İran iç politikası konusunda uzmanlaşmış Fararu internet sitesine konuşan Felahatpişe, “Laricani'nin atanmasının İranlıların gerilimi azaltma çabalarının bir parçası olduğunu düşünüyorum. Bu, ülkenin siyasi yönetim sistemindeki pahalı bir hatanın düzeltilmesi olarak görülebilir” dedi. Felahatpişe, son yıllarda askerlerin bu pozisyondaki hakimiyetini ve politikacıların geri çekilmesini eleştirdi.

Felahatpişe sözlerini şöyle sürdürdü: “Pezeşkiyan hükümetinin dışişleri bakanı bile parlamentonun güvenini kazanmak için mecliste askeri sicilini sergiledi. İran'ın bazı diplomatik seçeneklerini kaybetmesine neden olan boşluklardan biri, savaş öncesinde Ulusal Güvenlik Yüksek Konseyi'nin diplomasi alanında hiçbir rol oynamamış olmasıdır. Ne yazık ki, Ulusal Güvenlik Yüksek Konseyi Genel Sekreterliği mevcut gelişmeler ve tehditler hakkında siyasi analiz yapmaktan yoksundu.”
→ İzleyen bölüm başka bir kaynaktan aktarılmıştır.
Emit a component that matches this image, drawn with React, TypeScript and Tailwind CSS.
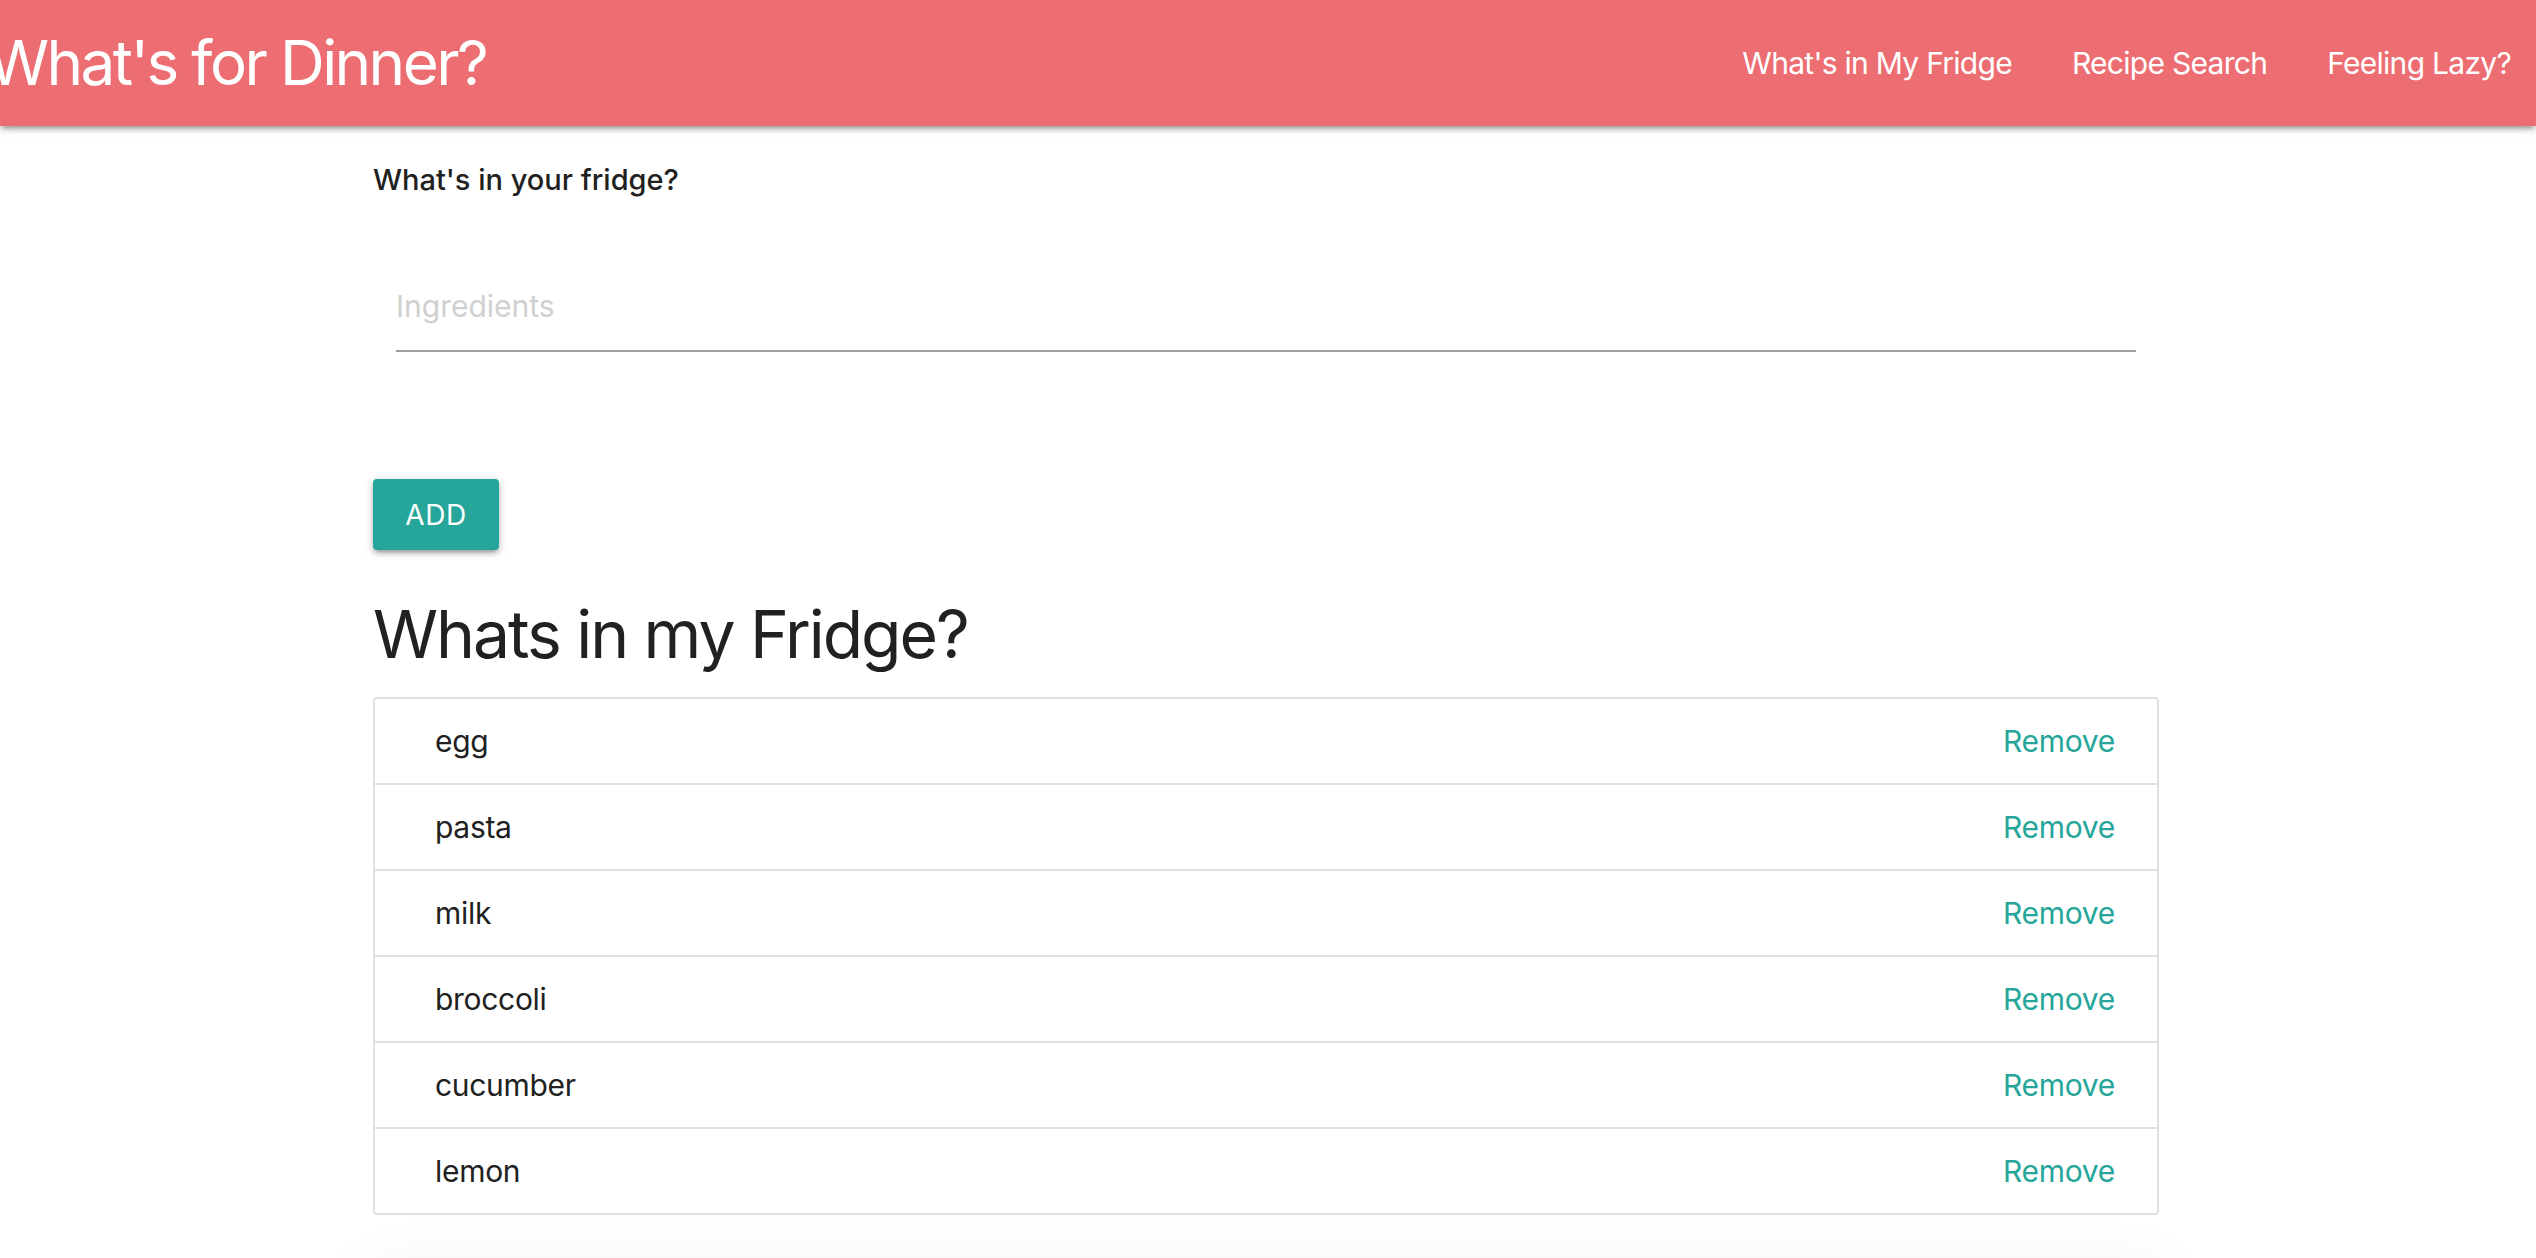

Laricani'nin atanmasının ilk sonucunun ‘İran'ın ulusal güvenliğini diplomasi çerçevesinde gördüğü mesajını Batı'ya vermek’ olacağını öngören Felahatpişe şu ifadeleri kullandı: “Geçmişteki savaş önlenebilirdi, olası bir savaş da önlenebilir. Diplomatlar müzakere masasının mimarlarıdır. Dostlar ve düşmanlar dahil tüm tarafların ulusal çıkarlarını ortaya koymakla yükümlüdürler ve buna dayanarak müzakere masasını düzenlerler.”

Felahatpişe, Trump'ın ‘Kongre'deki çoğunluğunu kaybetmeden önce 4 trilyon dolarlık anlaşmayı gerçekleştirme şansının sınırlı olduğunu’ ve ‘şirketlerin bölgedeki güvensizlikten endişe duyduğunu’ belirtti. Felahatpişe, İran'ın ‘istikrar peşinde olduğunu’ ve Netanyahu'nun ‘kendi siyasi çıkarları için savaşı uzatmaya çalıştığını’ iddia etti.